[WARNING: While the following article is mostly speculation, it may include spoilers. Anyone who does not want their thoughts about Breaking Bad provoked should NOT read this article!]
Will Harris posted an interview with Bryan Cranston today for the Onion’s A.V. Club. It covers a scope of topics ranging from Bryan Cranston’s other upcoming work in Batman: Year One to questions about what it’s like to direct an episode of Breaking Bad and Walt’s trajectory through Season 4. I noticed an interesting comment that Cranston made when asked about the tension between Gus and Walt:
“He still has lung cancer. That hasn’t gone away. ‘Remission’ only means that it hasn’t progressed exponentially. By the end of two TV years, he will die of lung cancer, if not of something else first, and by the end of this season, we will have accumulated about one full TV year from that diagnosis.”

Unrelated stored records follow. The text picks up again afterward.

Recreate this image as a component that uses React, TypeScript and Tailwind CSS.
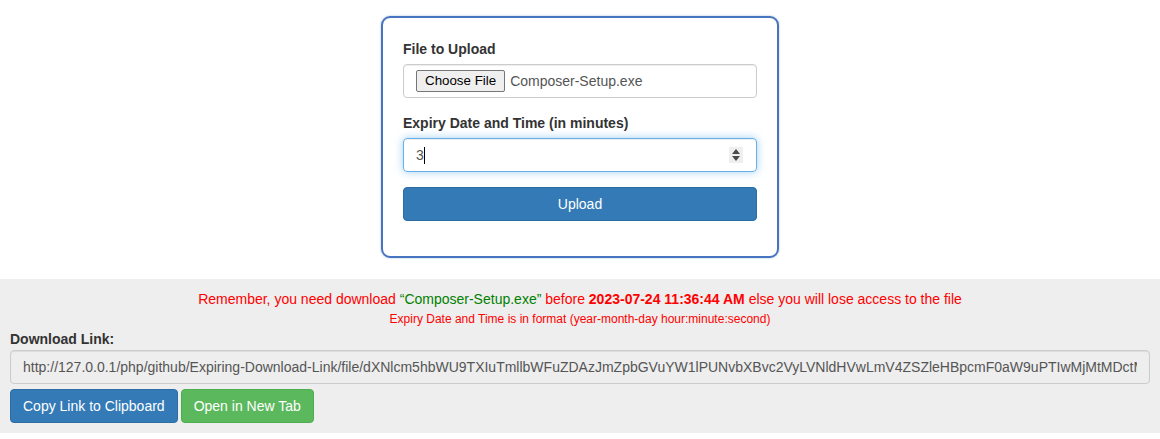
import React from "react";

const link =
    "http://127.0.0.1/php/github/Expiring-Download-Link/file/dXNlcm5hbWU9TXIuTmllbWFuZDAzJmZpbGVuYW1lPUNvbXBvc2VyLVNldHVwLmV4ZSZleHBpcmF0aW9uPTIwMjMtMDctMjQgMTE6MzY6NDQ=";

const Spinner = () => (
    <div className="w-[14px] h-[16px] bg-[#efefef] flex flex-col items-center justify-center gap-[2px]">
        <svg width="8" height="5" viewBox="0 0 8 5">
            <path d="M4 0 L8 5 L0 5 Z" fill="#4a4a4a" />
        </svg>
        <svg width="8" height="5" viewBox="0 0 8 5">
            <path d="M0 0 L8 0 L4 5 Z" fill="#4a4a4a" />
        </svg>
    </div>
);

export default function App() {
    return (
        <div className="w-full min-h-[439px] bg-white text-[14px] leading-[20px] text-[#333]" style={{ fontFamily: '"Liberation Sans", Arial, sans-serif' }}>
            {/* upload form */}
            <div className="h-[279px] pt-[16px] flex justify-center">
                <div className="w-[398px] h-[242px] border-2 border-[#4674bf] rounded-[9px] px-[20px] pt-[21px] shadow-[0_0_2px_rgba(70,116,191,0.5)]">
                    <div className="mb-[15px]">
                        <label className="block font-bold mb-[5px]">File to Upload</label>
                        <div className="h-[34px] border border-[#ccc] rounded-[4px] px-[12px] flex items-center shadow-[inset_0_1px_1px_rgba(0,0,0,0.075)]">
                            <span className="h-[22px] px-[8px] border border-[#767676] rounded-[2px] bg-[#efefef] text-[13.33px] leading-[20px] text-black flex items-center">
                                Choose File
                            </span>
                            <span className="ml-[5px] text-[#555]">Composer-Setup.exe</span>
                        </div>
                    </div>
                    <div className="mb-[15px]">
                        <label className="block font-bold mb-[5px]">Expiry Date and Time (in minutes)</label>
                        <div className="h-[34px] border border-[#66afe9] rounded-[4px] pl-[12px] pr-[13px] flex items-center justify-between shadow-[inset_0_1px_1px_rgba(0,0,0,0.075),0_0_8px_rgba(102,175,233,0.6)]">
                            <span className="text-[#555] flex items-center">
                                3<span className="inline-block w-px h-[17px] bg-black" />
                            </span>
                            <Spinner />
                        </div>
                    </div>
                    <button className="w-full h-[34px] bg-[#337ab7] border border-[#2e6da4] rounded-[4px] text-white">
                        Upload
                    </button>
                </div>
            </div>

            {/* result */}
            <div className="bg-[#eee] px-[10px] pt-[10px] pb-[10px]">
                <div className="text-center text-[#ff0000]">
                    Remember, you need download{" "}
                    <span className="text-[#008000]">“Composer-Setup.exe”</span> before{" "}
                    <b>2023-07-24 11:36:44 AM</b> else you will lose access to the file
                </div>
                <div className="text-center text-[#ff0000] text-[12px] leading-[17px] mt-[2px]">
                    Expiry Date and Time is in format (year-month-day hour:minute:second)
                </div>
                <label className="block font-bold mt-[1px] mb-[1px]">Download Link:</label>
                <input
                    readOnly
                    value={link}
                    className="w-full h-[34px] px-[12px] bg-[#eee] border border-[#ccc] rounded-[4px] text-[#555] outline-none shadow-[inset_0_1px_1px_rgba(0,0,0,0.075)]"
                />
                <div className="flex gap-[3px] mt-[5px]">
                    <button className="h-[34px] px-[12px] bg-[#337ab7] border border-[#2e6da4] rounded-[4px] text-white">
                        Copy Link to Clipboard
                    </button>
                    <button className="h-[34px] px-[12px] bg-[#5cb85c] border border-[#4cae4c] rounded-[4px] text-white">
                        Open in New Tab
                    </button>
                </div>
            </div>
        </div>
    );
}
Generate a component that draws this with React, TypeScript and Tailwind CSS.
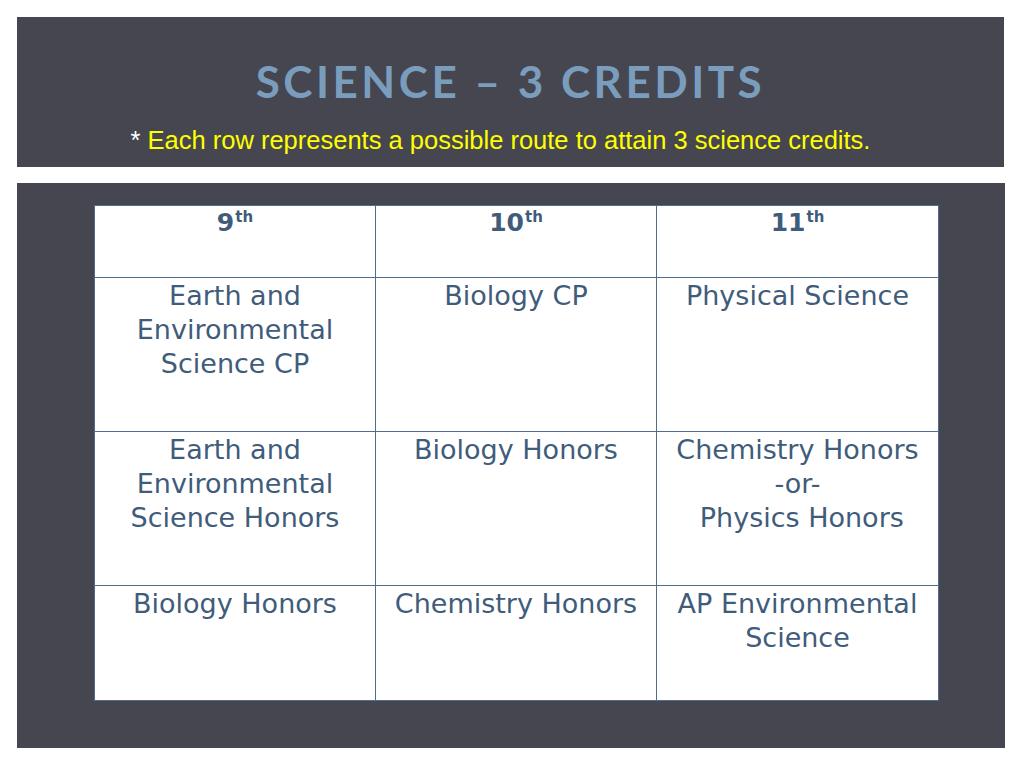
const rows: string[][][] = [
  [["Earth and", "Environmental", "Science CP"], ["Biology CP"], ["Physical Science"]],
  [["Earth and", "Environmental", "Science Honors"], ["Biology Honors"], ["Chemistry Honors", "-or-", " Physics Honors"]],
  [["Biology Honors"], ["Chemistry Honors"], ["AP Environmental", "Science"]],
];

const heights = ["h-[154px]", "h-[154px]", "h-[115px]"];

export default function App() {
  return (
    <div className="w-[1024px] h-[768px] bg-white pt-[17px] pl-[17px] font-['DejaVu_Sans',sans-serif]">
      <div className="w-[987px] h-[150px] bg-[#464650] flex flex-col items-center">
        <h1 className="mt-[38px] text-[44px] leading-[52px] font-bold tracking-[0.08em] text-[#7b9dbd] font-['Lato',sans-serif]">
          SCIENCE – 3 CREDITS
        </h1>
        <p className="mt-[18px] mr-[20px] text-[25.5px] leading-[30px] font-['Liberation_Sans',Arial,sans-serif] text-[#ffff00]">
          <span className="text-white">*</span> Each row represents a possible route to attain 3 science credits.
        </p>
      </div>
      <div className="mt-[16px] w-[988px] h-[565px] bg-[#464650] pt-[22px] pl-[77px]">
        <div className="w-[845px] bg-white border-[1.5px] border-[#4f6d8c] text-[#3f5c7a]">
          <div className="grid grid-cols-3 h-[71px]">
            {["9", "10", "11"].map((n, i) => (
              <div key={n} className={`text-center pt-[2px] text-[25px] font-bold leading-[30px] ${i < 2 ? "border-r-[1.5px] border-[#4f6d8c]" : ""}`}>
                {n}
                <span className="inline-block align-top text-[15px] leading-[18px] ml-[1px]">th</span>
              </div>
            ))}
          </div>
          {rows.map((row, r) => (
            <div key={r} className={`grid grid-cols-3 border-t-[1.5px] border-[#4f6d8c] ${heights[r]}`}>
              {row.map((cell, i) => (
                <div key={i} className={`text-center pt-[1px] text-[27px] leading-[34px] whitespace-pre ${i < 2 ? "border-r-[1.5px] border-[#4f6d8c]" : ""}`}>
                  {cell.map((l, k) => (
                    <div key={k}>{l}</div>
                  ))}
                </div>
              ))}
            </div>
          ))}
        </div>
      </div>
    </div>
  );
}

That quote says two things to me.
First, not only will the events of this season take place over the course of a year (almost as long as the entire series timeline to date) but that Walt will once again have to deal with the issue that started this whole series off in the first place, his cancer, in a more direct way. I’ve been expecting this to a degree since cancer doesn’t just “disappear”, even with treatment. That ticking clock is still there and it will be nice to see Walt pressured by it once again. And imagine the places Walt will go over the next “TV year”!
The second thing this quote says is that Cranston is pretty sure about where Walt is headed. He seems to think he’ll end up dead by the end of the series, either from the cancer or “something else”. This certainly meshes with Vince Gilligan’s views on karmic justice within the show. It seems only logical for Gilligan to show us the consequences of Walt’s actions. What other justice could there be but death for someone who has intentionally killed 3 people and unintentionally killed hundreds, all while cooking one of the most harmful and addictive drugs on the planet?

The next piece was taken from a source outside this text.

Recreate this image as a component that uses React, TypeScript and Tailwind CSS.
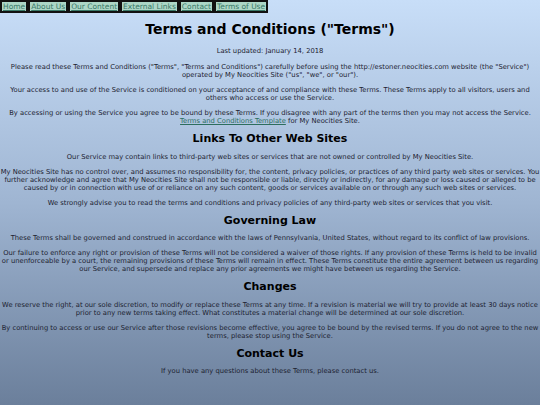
import React from "react";

const navLinks = ["Home", "About Us", "Our Content", "External Links", "Contact", "Terms of Use"];

function P({ children }: { children: React.ReactNode }) {
  return <p className="my-[7px] text-[6.78px] leading-[8px] text-[#1c2230]">{children}</p>;
}

function H2({ children }: { children: React.ReactNode }) {
  return <h2 className="mt-[7px] mb-[7.5px] text-[11px] font-bold leading-[13px] text-black">{children}</h2>;
}

export default function App() {
  return (
    <div
      className="min-h-[405px] w-full bg-gradient-to-b from-[#c8def8] via-[#9fb5d2] to-[#6b7f9b] text-center"
      style={{ fontFamily: '"DejaVu Sans", Verdana, sans-serif' }}
    >
      {/* Nav */}
      <nav className="flex text-[7.5px] leading-[9px]">
        {navLinks.map((l) => (
          <a
            key={l}
            href="#"
            className="border-2 border-[#111] bg-[#acd6c6] px-[1px] text-[#3a7a68] underline"
          >
            {l}
          </a>
        ))}
      </nav>

      <h1 className="mt-[8px] mb-[9px] text-[14px] font-bold leading-[17px] text-black">
        Terms and Conditions ("Terms")
      </h1>

      <P>Last updated: January 14, 2018</P>

      <div className="mt-[8px]">
        <P>
          Please read these Terms and Conditions ("Terms", "Terms and Conditions") carefully before using the
          http://estoner.neocities.com website (the "Service") operated by My Neocities Site ("us", "we", or "our").
        </P>
      </div>
      <P>
        Your access to and use of the Service is conditioned on your acceptance of and compliance with these Terms.
        These Terms apply to all visitors, users and others who access or use the Service.
      </P>
      <P>
        By accessing or using the Service you agree to be bound by these Terms. If you disagree with any part of the
        terms then you may not access the Service.{" "}
        <a href="#" className="text-[#2d6e5e] underline">
          Terms and Conditions Template
        </a>{" "}
        for My Neocities Site.
      </P>

      <H2>Links To Other Web Sites</H2>
      <P>
        Our Service may contain links to third-party web sites or services that are not owned or controlled by My
        Neocities Site.
      </P>
      <P>
        My Neocities Site has no control over, and assumes no responsibility for, the content, privacy policies, or
        practices of any third party web sites or services. You further acknowledge and agree that My Neocities Site
        shall not be responsible or liable, directly or indirectly, for any damage or loss caused or alleged to be
        caused by or in connection with use of or reliance on any such content, goods or services available on or
        through any such web sites or services.
      </P>
      <P>
        We strongly advise you to read the terms and conditions and privacy policies of any third-party web sites or
        services that you visit.
      </P>

      <H2>Governing Law</H2>
      <P>
        These Terms shall be governed and construed in accordance with the laws of Pennsylvania, United States, without
        regard to its conflict of law provisions.
      </P>
      <P>
        Our failure to enforce any right or provision of these Terms will not be considered a waiver of those rights. If
        any provision of these Terms is held to be invalid or unenforceable by a court, the remaining provisions of
        these Terms will remain in effect. These Terms constitute the entire agreement between us regarding our
        Service, and supersede and replace any prior agreements we might have between us regarding the Service.
      </P>

      <H2>Changes</H2>
      <P>
        We reserve the right, at our sole discretion, to modify or replace these Terms at any time. If a revision is
        material we will try to provide at least 30 days notice prior to any new terms taking effect. What constitutes a
        material change will be determined at our sole discretion.
      </P>
      <P>
        By continuing to access or use our Service after those revisions become effective, you agree to be bound by the
        revised terms. If you do not agree to the new terms, please stop using the Service.
      </P>

      <H2>Contact Us</H2>
      <P>If you have any questions about these Terms, please contact us.</P>
    </div>
  );
}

[update]: It has been pointed out that there are several ways to interpret the timeline based on the above quote. Season 4 is not likely to cover a TV year’s worth of time, as I had initially assumed. Instead, the cumulative time that has passed since the “diagnosis” that Cranston mentions will amount to a TV year. The “diagnosis” could either be when he was first diagnosed with cancer in season 1 or it could be when he was diagnosed as “in remission” in season 3.